Но пора возвращаться в Сестрорецк, на Литейную улицу, к даче под зеленой крышей, к футбольному мячу, часто залетавшему на нее. И вдруг влетевшему в распахнутое окно на втором этаже. «Ой! — воскликнул Валька. — Это же папин кабинет!» И понесся в дом. И меня тоже толкнуло за ним. Думаю, что не только желание выручить мяч, Валька справился бы и без меня… Я знал, что Валькин отец — знаменитый писатель. У нас дома выписывали «Бегемот», а Зощенко печатался там в каждом номере. И я хохотал вместе со всеми, когда мама читала вслух про баню, про аристократку, про то, как один человек искал потерянную в трамвае галошу… Я знал всякие смешные словечки из этих рассказов, вроде «ложи́ взад». Как-то журнал пришел без Зощенко, мы хотели звонить в редакцию, узнать, что случилось, и, как видите, я запомнил этот факт до старости… Хотя, как сказано, я уже общался с детьми и потомками писателей, но самих писателей я еще не видел.

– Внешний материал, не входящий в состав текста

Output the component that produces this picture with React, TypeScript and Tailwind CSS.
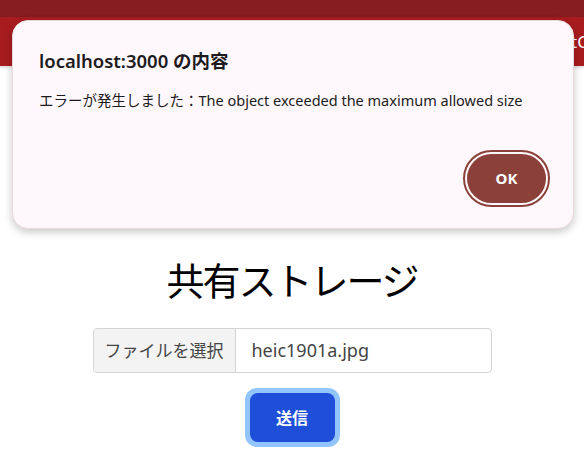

Зощенко был первый живой писатель в моей жизни. Он приезжал на дачу по субботам, как и наш отец. Медленно шел, опираясь на палочку, по Литейной улице. В отличие от отца, он не тащил на себе ни сумок, ни свертков с продуктами. Раз они ехали в одном вагоне пригородного поезда, вместе шли со станции, и отец, даже в полном грузу ходивший стремительно, всем корпусом вперед, словно преодолевая встречный ветер, жаловался нам, что умучился, стараясь не опережать спутника… Писатель — пишет. Это было мне ясно. Но как он пишет, где он пишет, за каким письменным столом, в каком кресле? Они же должны быть какие-то особые, как и ручка или карандаш, — нельзя же обычным «хаммером» писать рассказы, от которых обхохочешься… Мы взбежали с Валькой через веранду по деревянной лестнице на второй этаж, Валька раскрыл дверь — и мы очутились в крошечной комнатке, скорее чуланчике, где, кроме кухонного столика и такой же табуретки, ничего не помещалось. Нам, двоим мальчишкам, было тесно, мы натыкались друг на друга, ползая, собирая на полу сметенные мячом со стола листки, исписанные самой заурядной ученической ручкой с перышком № 86, а никак не роскошным гусиным пером, что видел я у Ломоносова на картинке в хрестоматии. Почерк мелкий, но поразительно четкий (Катаев называет его елизаветинским), без помарок, строки прочитываются вмиг, как печатные. Точно такие листки я видел потом в редакции. Михаил Михайлович передавал их машинистке Лиле, и она после его ухода, помахивая ими перед нашими репортерскими носами, говорила:
— Глядите, бумагомаратели, глядите на настоящую работу!